-- Start Information given --
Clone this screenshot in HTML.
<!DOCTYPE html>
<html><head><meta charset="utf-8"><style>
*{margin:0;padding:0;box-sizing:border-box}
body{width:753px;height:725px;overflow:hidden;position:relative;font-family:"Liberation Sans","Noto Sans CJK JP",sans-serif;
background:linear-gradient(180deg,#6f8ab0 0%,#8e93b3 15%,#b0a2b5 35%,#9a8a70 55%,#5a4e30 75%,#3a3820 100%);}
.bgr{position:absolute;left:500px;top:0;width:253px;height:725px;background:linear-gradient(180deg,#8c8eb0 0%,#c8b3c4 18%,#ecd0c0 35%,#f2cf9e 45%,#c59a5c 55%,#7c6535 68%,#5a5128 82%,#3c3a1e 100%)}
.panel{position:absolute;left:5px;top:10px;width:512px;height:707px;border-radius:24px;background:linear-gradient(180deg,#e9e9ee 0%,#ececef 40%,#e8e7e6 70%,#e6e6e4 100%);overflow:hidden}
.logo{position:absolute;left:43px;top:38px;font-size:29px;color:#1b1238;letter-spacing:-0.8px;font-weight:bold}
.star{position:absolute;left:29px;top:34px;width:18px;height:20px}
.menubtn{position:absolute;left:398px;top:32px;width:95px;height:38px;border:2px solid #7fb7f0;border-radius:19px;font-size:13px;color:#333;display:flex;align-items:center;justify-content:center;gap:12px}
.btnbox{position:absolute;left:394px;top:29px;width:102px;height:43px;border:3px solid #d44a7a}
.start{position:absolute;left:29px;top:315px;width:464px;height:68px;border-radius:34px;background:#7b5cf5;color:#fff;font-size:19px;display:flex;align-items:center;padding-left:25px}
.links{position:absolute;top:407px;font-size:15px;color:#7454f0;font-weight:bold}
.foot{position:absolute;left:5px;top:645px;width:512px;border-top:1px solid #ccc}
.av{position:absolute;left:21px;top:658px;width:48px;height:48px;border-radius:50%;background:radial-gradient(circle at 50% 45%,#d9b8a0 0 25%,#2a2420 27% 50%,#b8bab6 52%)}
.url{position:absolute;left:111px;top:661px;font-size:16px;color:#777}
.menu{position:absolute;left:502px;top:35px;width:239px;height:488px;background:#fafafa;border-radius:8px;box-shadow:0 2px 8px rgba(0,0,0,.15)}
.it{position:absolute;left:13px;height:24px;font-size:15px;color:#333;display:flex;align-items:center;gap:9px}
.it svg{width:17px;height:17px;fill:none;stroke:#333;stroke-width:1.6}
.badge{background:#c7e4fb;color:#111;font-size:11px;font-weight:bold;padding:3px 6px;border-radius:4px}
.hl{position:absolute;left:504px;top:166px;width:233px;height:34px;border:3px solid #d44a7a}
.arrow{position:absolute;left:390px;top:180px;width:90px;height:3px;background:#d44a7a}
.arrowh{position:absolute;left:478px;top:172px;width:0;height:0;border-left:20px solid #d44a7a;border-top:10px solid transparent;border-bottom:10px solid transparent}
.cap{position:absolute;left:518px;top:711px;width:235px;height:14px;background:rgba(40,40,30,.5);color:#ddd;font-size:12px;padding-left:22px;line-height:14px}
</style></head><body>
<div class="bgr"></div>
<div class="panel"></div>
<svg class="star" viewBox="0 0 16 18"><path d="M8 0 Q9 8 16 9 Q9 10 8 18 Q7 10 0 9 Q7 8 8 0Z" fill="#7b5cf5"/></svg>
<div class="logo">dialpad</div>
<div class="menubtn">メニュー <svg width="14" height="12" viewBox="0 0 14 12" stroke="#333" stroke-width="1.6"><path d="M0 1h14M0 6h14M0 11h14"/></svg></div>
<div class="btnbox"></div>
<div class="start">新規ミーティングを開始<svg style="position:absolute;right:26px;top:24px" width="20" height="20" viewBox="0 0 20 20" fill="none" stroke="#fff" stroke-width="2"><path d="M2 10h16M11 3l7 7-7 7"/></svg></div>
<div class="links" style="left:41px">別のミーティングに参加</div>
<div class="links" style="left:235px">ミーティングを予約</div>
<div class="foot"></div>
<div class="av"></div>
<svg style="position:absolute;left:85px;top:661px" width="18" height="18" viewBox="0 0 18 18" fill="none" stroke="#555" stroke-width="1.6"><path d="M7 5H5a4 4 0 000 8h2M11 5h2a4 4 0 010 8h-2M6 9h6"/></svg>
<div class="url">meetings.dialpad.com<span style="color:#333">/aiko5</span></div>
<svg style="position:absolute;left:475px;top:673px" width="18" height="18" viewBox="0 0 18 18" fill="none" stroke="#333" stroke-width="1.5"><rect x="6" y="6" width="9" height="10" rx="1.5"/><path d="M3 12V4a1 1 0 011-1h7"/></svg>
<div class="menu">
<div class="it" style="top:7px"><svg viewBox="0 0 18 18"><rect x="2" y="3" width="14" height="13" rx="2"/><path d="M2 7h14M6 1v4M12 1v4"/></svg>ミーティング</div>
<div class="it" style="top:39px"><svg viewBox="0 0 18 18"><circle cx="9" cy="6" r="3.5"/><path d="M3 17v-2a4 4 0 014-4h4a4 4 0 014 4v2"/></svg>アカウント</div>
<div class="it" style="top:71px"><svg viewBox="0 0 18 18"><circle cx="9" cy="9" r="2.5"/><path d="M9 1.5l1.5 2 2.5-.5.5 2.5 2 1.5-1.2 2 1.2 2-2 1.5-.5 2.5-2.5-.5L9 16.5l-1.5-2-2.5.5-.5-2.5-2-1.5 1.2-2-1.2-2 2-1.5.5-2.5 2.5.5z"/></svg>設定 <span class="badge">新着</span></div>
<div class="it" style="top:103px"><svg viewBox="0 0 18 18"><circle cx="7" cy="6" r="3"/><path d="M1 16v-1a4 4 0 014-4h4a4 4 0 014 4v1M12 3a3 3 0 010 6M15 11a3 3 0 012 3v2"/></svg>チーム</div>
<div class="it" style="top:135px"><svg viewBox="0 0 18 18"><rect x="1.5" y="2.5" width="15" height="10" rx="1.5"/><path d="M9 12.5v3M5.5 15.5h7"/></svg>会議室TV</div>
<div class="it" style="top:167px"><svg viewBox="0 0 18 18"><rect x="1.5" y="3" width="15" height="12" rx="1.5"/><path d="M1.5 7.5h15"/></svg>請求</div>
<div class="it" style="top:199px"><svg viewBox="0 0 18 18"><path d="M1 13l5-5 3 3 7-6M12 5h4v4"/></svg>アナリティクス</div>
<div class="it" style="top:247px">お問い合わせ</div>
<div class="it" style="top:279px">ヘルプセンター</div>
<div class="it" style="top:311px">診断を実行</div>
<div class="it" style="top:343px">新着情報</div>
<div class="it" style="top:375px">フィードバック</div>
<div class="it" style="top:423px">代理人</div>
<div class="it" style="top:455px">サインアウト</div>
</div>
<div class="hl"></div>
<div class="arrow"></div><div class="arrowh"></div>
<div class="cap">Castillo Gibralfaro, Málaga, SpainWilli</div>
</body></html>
-- End Information given --
-- Start Information given --
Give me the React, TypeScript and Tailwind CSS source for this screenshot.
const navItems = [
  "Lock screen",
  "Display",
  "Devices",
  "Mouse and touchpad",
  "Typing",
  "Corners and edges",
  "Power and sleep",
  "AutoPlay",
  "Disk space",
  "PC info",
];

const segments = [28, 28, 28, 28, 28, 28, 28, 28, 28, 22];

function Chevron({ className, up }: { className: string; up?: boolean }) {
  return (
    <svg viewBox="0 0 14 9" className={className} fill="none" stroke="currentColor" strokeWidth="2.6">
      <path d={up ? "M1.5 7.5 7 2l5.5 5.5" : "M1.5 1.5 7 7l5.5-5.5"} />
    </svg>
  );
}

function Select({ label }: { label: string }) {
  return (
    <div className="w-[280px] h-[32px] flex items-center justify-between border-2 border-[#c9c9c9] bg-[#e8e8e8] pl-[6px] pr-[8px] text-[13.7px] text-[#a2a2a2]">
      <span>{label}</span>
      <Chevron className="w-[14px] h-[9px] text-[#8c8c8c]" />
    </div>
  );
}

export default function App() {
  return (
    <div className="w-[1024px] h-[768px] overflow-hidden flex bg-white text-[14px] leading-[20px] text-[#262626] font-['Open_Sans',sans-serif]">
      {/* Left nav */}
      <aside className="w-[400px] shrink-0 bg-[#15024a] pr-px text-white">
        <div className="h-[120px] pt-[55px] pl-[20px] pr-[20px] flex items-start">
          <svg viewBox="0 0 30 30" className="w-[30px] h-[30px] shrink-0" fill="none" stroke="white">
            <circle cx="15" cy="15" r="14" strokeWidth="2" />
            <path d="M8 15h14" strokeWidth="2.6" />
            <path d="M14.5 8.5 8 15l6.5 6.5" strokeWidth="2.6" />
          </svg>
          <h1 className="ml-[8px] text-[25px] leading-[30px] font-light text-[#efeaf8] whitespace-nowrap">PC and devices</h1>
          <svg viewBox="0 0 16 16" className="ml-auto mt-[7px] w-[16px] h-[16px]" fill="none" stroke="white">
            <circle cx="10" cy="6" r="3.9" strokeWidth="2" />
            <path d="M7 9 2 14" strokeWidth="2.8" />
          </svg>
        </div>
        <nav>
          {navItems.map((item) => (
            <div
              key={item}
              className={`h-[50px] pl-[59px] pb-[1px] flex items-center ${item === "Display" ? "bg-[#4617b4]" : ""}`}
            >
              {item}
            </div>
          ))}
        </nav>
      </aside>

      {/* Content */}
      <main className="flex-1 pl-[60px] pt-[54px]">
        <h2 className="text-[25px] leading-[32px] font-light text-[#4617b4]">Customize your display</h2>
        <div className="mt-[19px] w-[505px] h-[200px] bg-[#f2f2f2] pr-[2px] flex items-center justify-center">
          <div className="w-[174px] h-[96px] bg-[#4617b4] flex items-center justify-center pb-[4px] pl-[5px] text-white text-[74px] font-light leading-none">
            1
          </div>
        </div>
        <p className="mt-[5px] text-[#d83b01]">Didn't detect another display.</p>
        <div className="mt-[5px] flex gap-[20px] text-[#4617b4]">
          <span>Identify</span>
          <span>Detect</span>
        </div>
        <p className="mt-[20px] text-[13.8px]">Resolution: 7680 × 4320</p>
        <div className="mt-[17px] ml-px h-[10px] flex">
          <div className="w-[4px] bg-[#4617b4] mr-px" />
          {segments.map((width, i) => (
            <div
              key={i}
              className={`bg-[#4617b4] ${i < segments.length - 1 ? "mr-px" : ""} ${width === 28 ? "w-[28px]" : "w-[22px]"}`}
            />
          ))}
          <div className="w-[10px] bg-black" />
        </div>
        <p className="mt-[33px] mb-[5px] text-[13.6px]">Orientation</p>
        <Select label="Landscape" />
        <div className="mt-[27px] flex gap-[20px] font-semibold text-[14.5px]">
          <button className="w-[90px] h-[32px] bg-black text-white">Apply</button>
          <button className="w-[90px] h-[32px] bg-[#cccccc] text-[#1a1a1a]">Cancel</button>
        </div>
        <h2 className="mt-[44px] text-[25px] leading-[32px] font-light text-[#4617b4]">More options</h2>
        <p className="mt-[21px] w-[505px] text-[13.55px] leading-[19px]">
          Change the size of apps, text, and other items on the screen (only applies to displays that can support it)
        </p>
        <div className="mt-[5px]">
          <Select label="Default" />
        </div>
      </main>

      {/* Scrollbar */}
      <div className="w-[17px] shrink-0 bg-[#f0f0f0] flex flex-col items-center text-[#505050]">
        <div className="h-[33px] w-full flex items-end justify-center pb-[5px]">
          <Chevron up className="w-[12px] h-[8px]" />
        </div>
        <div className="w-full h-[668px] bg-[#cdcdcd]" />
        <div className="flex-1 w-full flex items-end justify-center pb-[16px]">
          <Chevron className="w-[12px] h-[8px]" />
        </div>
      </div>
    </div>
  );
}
-- End Information given --
| Do this |
Check each line of the records above for "screenshot", and copy those that have it.

| Exercise result |
Clone this screenshot in HTML.
Give me the React, TypeScript and Tailwind CSS source for this screenshot.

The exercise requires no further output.